Latra Ann Wilson of Company SBB in Look Who's Coming to Dinner ; Photo by Carlos Cardona

The scene shifts. Latra Ann Wilson, one of Batten Bland’s brilliant, long-term dancing collaborators, grooves confidently while singing to herself bits of Aretha Franklin’s Respect. We want to clap and dance along as she goes through her  joyful paces, moving to a divine inner beat.

Suddenly Isabel Sanford’s distinct voice crops up in her reprimanding speech to Sidney Poitier.

“Tillie”, the maid, admonishes "Dr. Prentice" saying that she doesn’t want to see a “member of her own race getting above himself.”
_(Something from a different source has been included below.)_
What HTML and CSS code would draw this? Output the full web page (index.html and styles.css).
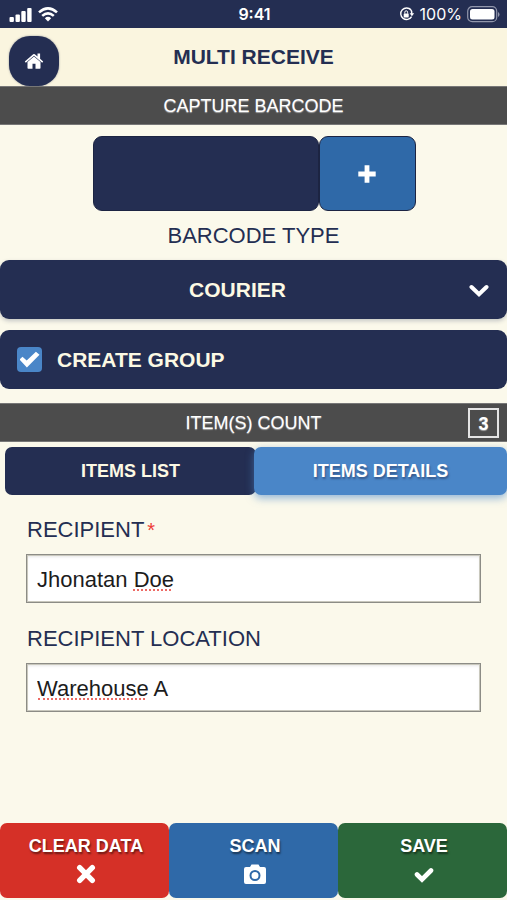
FILE: index.html
```html
<!DOCTYPE html>
<html lang="en">
<head>
<meta charset="utf-8">
<meta name="viewport" content="width=device-width, initial-scale=1">
<title>Multi Receive</title>
<link rel="stylesheet" href="styles.css">
</head>
<body>
<div class="status">
  <div class="status-left">
    <svg width="23" height="15" viewBox="0 0 23 15" fill="#fff" aria-hidden="true"><rect x=".5" y="10" width="4.400" height="5" rx="1"/><rect x="6.500" y="7.500" width="4.400" height="7.500" rx="1"/><rect x="12.300" y="4" width="4.400" height="11" rx="1"/><rect x="18.200" y="1" width="4.400" height="14" rx="1"/></svg>
    <svg width="20" height="15" viewBox="0 0 20 15" fill="none" stroke="#fff" stroke-width="2.6" aria-hidden="true"><path d="M1 5.4Q10-2.6 19 5.4M4.2 8.9Q10 3.7 15.8 8.9"/><path d="M6.8 11.2Q10 8.4 13.2 11.2L10 14.6Z" fill="#fff" stroke="none"/></svg>
  </div>
  <span class="time">9:41</span>
  <div class="status-right">
    <svg width="16" height="14" viewBox="0 0 16 14" aria-hidden="true"><path d="M12 3A5.8 5.8 0 1 0 12.6 9.6M11 1.8A5.8 5.8 0 0 1 12.8 7" fill="none" stroke="#fff" stroke-width="1.4"/><path d="M10.6 6.2h4.6l-2.3 3z" fill="#fff"/><rect x="4.7" y="6.4" width="5" height="4" rx=".6" fill="#fff"/><path d="M5.8 6.6V5.2a1.4 1.4 0 0 1 2.8 0v1.4" fill="none" stroke="#fff"/></svg>
    <span class="percent">100%</span>
    <svg width="33" height="17" viewBox="0 0 33 17" aria-hidden="true"><rect x=".7" y=".7" width="29" height="15" rx="4.5" fill="none" stroke="#9297ac" stroke-width="1.2"/><rect x="3" y="3" width="24.5" height="10.500" rx="2.500" fill="#fff"/><path d="M31 6v5q1.500-.8 1.500-2.500T31 6" fill="#9297ac"/></svg>
  </div>
</div>
<header class="header">
  <button class="home" type="button" aria-label="Home"><svg width="20" height="18" viewBox="0 0 20 18" fill="#fff" aria-hidden="true"><path d="M10 4.600 3.500 10v6q0 .8.8.8h4.200v-5h3v5h4.200q.8 0 .8-.8v-6z"/><path d="M.8 9.600 9.200 2.200q.8-.6 1.600 0L13.500 4.600V1.500h2.600v5.300l3.100 2.800-1 1.200L10 3.700 1.800 10.800z"/></svg></button>
  <h1>MULTI RECEIVE</h1>
</header>
<main>
  <h2 class="bar">CAPTURE BARCODE</h2>
  <div class="capture">
    <input class="code" type="text" aria-label="Barcode">
    <button class="add" type="button" aria-label="Add barcode"><svg width="18" height="18" viewBox="0 0 18 18" aria-hidden="true"><path d="M9 2.700v12.600M2.700 9h12.600" stroke="#fff" stroke-width="4.800" stroke-linecap="square" stroke-linejoin="round"/></svg></button>
  </div>
  <label class="type-label" for="type">BARCODE TYPE</label>
  <div class="select-wrap">
    <select id="type" class="panel"><option>COURIER</option></select>
    <svg class="chevron" width="20" height="14" viewBox="0 0 20 14" aria-hidden="true"><path d="m2.500 3 7.500 7.300L17.500 3" fill="none" stroke="#fff" stroke-width="4" stroke-linecap="round"/></svg>
  </div>
  <label class="panel group"><input type="checkbox" checked>CREATE GROUP</label>
  <h2 class="bar count-bar">ITEM(S) COUNT<span class="count">3</span></h2>
  <div class="tabs" role="tablist">
    <button type="button" role="tab" aria-selected="false">ITEMS LIST</button>
    <button type="button" role="tab" aria-selected="true" class="active">ITEMS DETAILS</button>
  </div>
  <form class="fields">
    <label for="recipient">RECIPIENT<span class="required">*</span></label>
    <div class="field"><input id="recipient" type="text" value="Jhonatan Doe"><span class="typo typo-name"></span></div>
    <label for="location">RECIPIENT LOCATION</label>
    <div class="field"><input id="location" type="text" value="Warehouse A"><span class="typo typo-place"></span></div>
  </form>
</main>
<footer class="actions">
  <button type="button" class="clear">CLEAR DATA<svg width="20" height="20" viewBox="0 0 20 20" aria-hidden="true"><path d="m3.700 3.700 12.600 12.600m0-12.600L3.700 16.300" stroke="#fff" stroke-width="5.400" stroke-linecap="round"/></svg></button>
  <button type="button" class="scan">SCAN<svg width="22" height="20" viewBox="0 0 22 20" aria-hidden="true"><path d="M2 3h4l1.500-2.500h7L16 3h4q2 0 2 2v13q0 2-2 2H2q-2 0-2-2V5q0-2 2-2" fill="#fff"/><circle cx="11" cy="11.500" r="4.500" fill="#fff" stroke="#2f69a8" stroke-width="2"/></svg></button>
  <button type="button" class="save">SAVE<svg width="20" height="20" viewBox="0 0 20 20" aria-hidden="true"><path d="m3 10.500 5 5L17 6.500" fill="none" stroke="#fff" stroke-width="4.600" stroke-linecap="round"/></svg></button>
</footer>
</body>
</html>
```
FILE: styles.css
```css
* { box-sizing: border-box; }
body {
  margin: 0;
  min-height: 100vh;
  display: flex;
  flex-direction: column;
  background: #fbf9eb;
  color: #242e52;
  font-family: "Liberation Sans", Arial, sans-serif;
  font-size: 22px;
  line-height: 24px;
}
button, input, select { font: inherit; margin: 0; border: 0; }
h1, h2 { margin: 0; }
svg { display: block; flex: none; }

.status {
  display: grid;
  grid-template-columns: 1fr auto 1fr;
  align-items: center;
  height: 28px;
  padding: 0 7px 0 9px;
  background: #242e52;
  color: #fff;
  font-family: Inter, "Liberation Sans", sans-serif;
  font-size: 16px;
}
.status-left, .status-right { display: flex; align-items: center; gap: 6px; }
.status-right { justify-content: flex-end; gap: 5px; }
.time { font-weight: 600; }

.header {
  display: grid;
  grid-template-columns: 50px 1fr 50px;
  align-items: center;
  height: 58px;
  padding: 0 9px;
  background: #faf5df;
  text-align: center;
}
.header h1 { font-size: 21px; }
.home {
  display: grid;
  place-items: center;
  width: 50px;
  height: 50px;
  margin-top: 8px;
  padding: 0;
  border-radius: 21px;
  background: #242e52;
  box-shadow: 0 0 2px #242e5280;
}

.bar {
  display: flex;
  align-items: center;
  justify-content: center;
  height: 39px;
  border-top: 1px solid #777;
  border-bottom: 1px solid #777;
  background: #4c4c4c;
  color: #fff;
  font-size: 18px;
  font-weight: 400;
  text-shadow: 0 1px 1px #ffffff80;
}
.capture {
  display: grid;
  grid-template-columns: 7fr 3fr;
  width: 64%;
  height: 75px;
  margin: 11px auto 13px;
  padding-left: 2px;
}
.code, .add { width: 100%; min-width: 0; border: 1px solid #1c2442; border-radius: 9px; }
.code { padding: 0 12px; background: #242e52; color: #fff; }
.add { display: grid; place-items: center; background: #2f69a8; }
.type-label { display: block; margin-bottom: 12px; text-align: center; }

.panel {
  display: flex;
  align-items: center;
  width: 100%;
  height: 59px;
  border-radius: 9px;
  background: #242e52;
  color: #fcf9e4;
  font-size: 21px;
  font-weight: 700;
}
.select-wrap { position: relative; margin-bottom: 11px; }
select.panel {
  appearance: none;
  padding: 0 32px 0 0;
  text-align-last: center;
  box-shadow: 0 2px 4px #242e5240;
}
.chevron { position: absolute; right: 18px; top: 24px; pointer-events: none; }
.group { gap: 15px; padding: 0 17px; margin-bottom: 14px; }
.group input {
  appearance: none;
  width: 25px;
  height: 25px;
  border-radius: 4px;
  background: #4a86c8;
  display: grid;
  place-items: center;
}
.group input:checked::before {
  content: "";
  width: 20px;
  height: 18px;
  background: #fff;
  clip-path: polygon(0 50%, 15% 35%, 36% 56%, 82% 7%, 100% 23%, 37% 94%);
}
.count-bar { display: grid; grid-template-columns: 1fr auto 1fr; padding: 0 8px; }
.count-bar::before { content: ""; }
.count {
  justify-self: end;
  width: 31px;
  height: 30px;
  border: 2px solid #e4e4e4;
  line-height: 28px;
  text-align: center;
  font-weight: 700;
}

.tabs { display: grid; grid-template-columns: 1fr 1fr; padding: 5px 0 0 5px; }
.tabs button {
  height: 48px;
  border-radius: 7px;
  background: #242e52;
  color: #fcf9e4;
  font-size: 18px;
  font-weight: 700;
}
.tabs .active {
  position: relative;
  margin-left: -2px;
  background: #4a86c8;
  color: #fff;
  text-shadow: 1px 2px 2px #242e5280;
  box-shadow: 0 3px 9px #4a86c899;
}
.fields { padding: 23px 26px 0; }
.fields label { display: block; margin-bottom: 12px; padding-left: 1px; }
.required { margin-left: 3px; color: #ee3c36; font-size: 20px; }
.field { position: relative; margin-bottom: 24px; }
.field input {
  display: block;
  width: 100%;
  height: 49px;
  padding: 2px 10px 0;
  border: 1px solid #8c8c86;
  outline: 1px solid #c9c8bd;
  outline-offset: -2px;
  background: #fff;
  color: #1c1c1c;
  box-shadow: inset 0 2px 3px #0000001a;
}
.typo { position: absolute; top: 35px; border-bottom: 2px dotted #ed6b65; }
.typo-name { left: 107px; width: 38px; }
.typo-place { left: 12px; width: 107px; }

.actions {
  display: grid;
  grid-template-columns: 1fr 1fr 1fr;
  margin-top: auto;
  padding-bottom: 2px;
}
.actions button {
  display: flex;
  flex-direction: column;
  align-items: center;
  gap: 6px;
  height: 75px;
  padding: 11px 0 0 3px;
  border-radius: 7px;
  color: #fff;
  font-size: 18px;
  font-weight: 700;
  text-shadow: 1px 2px 2px #00000080;
}
.actions .clear { background: #d53027; }
.actions .scan { background: #2f69a8; }
.actions .save { background: #2b673a; }
```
IMDB phot still of Guess Who's Coming to Dinner; Isabel Sanford (Tillie) addressing  Sidney Poitier (Dr. Prentice)

 

Wilson hears this and shuts down. The groovin’ girl is replaced by a shell of a woman going through the motions of chores. Suddenly ashamed and empty she lies on the table for security, grasping it between her legs.

Paul Damian Hogan, the excellent musician in the downstage corner, surrounded by various keyboards and sound apparatus, approaches Billy Hill's The Glory of Love in a variety of ways. Sometimes the song tinkles and laughs cynically, reminding us  “Love’s glory isn’t all its cracked up to be.” After Wilson collapses, the tune is played as a slow dirge, as if at a funeral for the individual spirit.

An inner turmoil that we don’t see in the '60's film, but experience today, presides throughout Look Who’s Coming to Dinner. Is it the weight of unresolved history that holds the stage’s citizens back? Or is the pressure to declare an identity, acronym, or cohort so great, it baffles? 
 

Rachel Watson Jih of Company SBB in Look Who's Coming to Dinner ; Photo by Carlos Cardona

It takes time, work, and yes, anger and pain, to become a complete person. Feeling good enough about one’s identity to love another and meet at any sort of table is challenging without a script (fairytale or otherwise). Yet, what can we do but show up with our hand extended?

This is how Batten Bland ends the evening, with a young, same-sex couple in the form of Annie Wang and Watson Ji reaching their arms towards us, ready to meet the world.